Kaoru Shibuta | Painting
Kaoru Shibuta translates musical notes into images and contemporary installations. Also, through local culture and energy of the atmosphere, he creates a poetic symphony composed of images, colors, and harmony, which is a perfect fusion between nature, music, and art.
"If Mozart is the one who composes music to link the physical world to the celestial world, I am the one who undertakes him to propagate it with my painting. If Beethoven composed to surpass philosophy, then I undertake to give them a shape with my paintings. J・S・Bach is the old testament Bible of classical music."
Artist biography
Born 1980 / from Hokkaido / based in Kyoto,) 2003 Kanebo Make-up Institute, 2000 Graduated from Pan Make-up School. He grew up freely with the nature of Hokkaido, he started producing works after working as an SDF, makeup artist, plant shop, and cook. He translates music and research into paintings.
Participated in a stay production project in 2018 with the open call of the Barcelona Center for Arts and Culture Espronceda. He has made presentations at artist-in-residence locations around the world, such as the Santa Monica Museum of Art, NCCA of the Russian National Center for Contemporary Art, and Artist's Point Meghalaya. In Japan, he participated in Kyoto Re: Search, performed at RIHGA Royal Hotel Kyoto, and collaborated with local musicians to produce murals. In 2020, he won a special award at the Italian La Terraguna Prize, expanding his range of activities.
Criticism: Savina Tarsitano, artist and Co-founder Espronceda Institute of Art & Culture, Barcelona
Over the centuries, art and music have dealt with emotions, stories, and feelings, a perfect combination where the melody and the musical notes are intertwined with the brush strokes of the artists, as in Vasilij Kandinsky and Paul Klee. During the twentieth century, there was a constant and progressive theoretical reflection on the musical dimension by important representatives of the pictorial avant-garde. There is an evolution in this relationship that leads artists to break down musical notes to create a different approach by overcoming the classicism. The young artist Shibuta immerses himself in the musical world to recreate that melody in the forms of his paintings. Over ten years, his artistic research is based on the investigation of the melody generates by nature and music. He believes in the importance of paint the music and connecting the two worlds to bring the audience in a parallel dimension. His works remind the form of Miro, like his painting “An die Freude” underlining his interest of the European art linked with a Japanese interpretation based on the concept of the aesthetics of the forms, the gaze, and nature, to create melody poetry.
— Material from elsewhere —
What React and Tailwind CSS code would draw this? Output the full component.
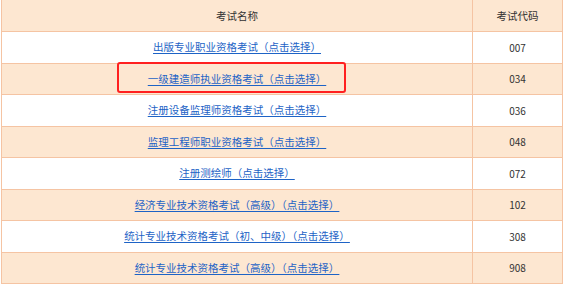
const rows = [
  { name: '出版专业职业资格考试（点击选择）', code: '007' },
  { name: '一级建造师执业资格考试（点击选择）', code: '034', marked: true },
  { name: '注册设备监理师资格考试（点击选择）', code: '036' },
  { name: '监理工程师职业资格考试（点击选择）', code: '048' },
  { name: '注册测绘师（点击选择）', code: '072' },
  { name: '经济专业技术资格考试（高级）（点击选择）', code: '102' },
  { name: '统计专业技术资格考试（初、中级）（点击选择）', code: '308' },
  { name: '统计专业技术资格考试（高级）（点击选择）', code: '908' },
];

const font = { fontFamily: '"Noto Sans CJK SC", "Liberation Sans", sans-serif' };

export default function App() {
  return (
    <div className="w-[563px] h-[285px] bg-white pl-[1px] overflow-hidden relative" style={font}>
      <table className="w-[562px] border-collapse text-[10.5px] text-[#333]">
        <thead>
          <tr className="h-[31.5px] bg-[#fde7d1]">
            <th className="w-[471px] border-x border-b border-[#f5c4a3] font-normal text-center">考试名称</th>
            <th className="border-x border-b border-[#f5c4a3] font-normal text-center">考试代码</th>
          </tr>
        </thead>
        <tbody>
          {rows.map((r, i) => (
            <tr key={r.code} className={`h-[31.5px] ${i % 2 === 1 ? 'bg-[#fde7d1]' : 'bg-white'}`}>
              <td className="border border-[#f5c4a3] text-center">
                <a href="#" className="text-[#1d63c6] underline underline-offset-2">{r.name}</a>
              </td>
              <td className="border border-[#f5c4a3] text-center text-[10px]">{r.code}</td>
            </tr>
          ))}
        </tbody>
      </table>
      {/* red highlight around the second row */}
      <div className="absolute left-[117px] top-[62px] w-[229px] h-[31px] border-2 border-[#ff2020] rounded-[3px] pointer-events-none" />
    </div>
  );
}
Its influence derives not only from music but also from nature, from those invisible, harmonious sounds of the wind, the air, the rain, and the sun. The two worlds intertwine to create a dancing painting that expresses both the Japanese and the western tradition, as his works influenced by Bach and Beethoven, a bridge between East and West, between meditation and the aesthetics of culture Japanese for nature and shapes. Shibuta wants to create a symphony by using different techniques from acrylic to oil, tempera, Japanese sheets. In his last exhibition at Tra Transit Art Hub Osaka “Cosmically,” he showed his works that deal with music notes from Bach, Beethoven, and other artists. Each painting deals with a specific Symphony. It brings us in the musical notes as the painting “La Campanella inspired to the live performance of the pianist Ingrid Fujiko Heming where the flow of notes is melt with the rhythm of the colors. We can observe his works is a meticulous one as a musical composition where nothing is left to the chaos, but every detail has the right place, as we can see in his work “Le Nozze di Figaro.”
His works make us to reflect on our world, on the importance to listen nature, to observe those little details that help us to remember the beauty of the small things, on our culture as his work “Jeunehomme 2012-2020”
And as Karou Shibuta wrote: “If Mozart composed to link the terrestrial world to the celestial world, then I undertake to spread them with my paintings”. If Beethoven composed to surpass philosophy, then I undertake to give them a shape with my paintings.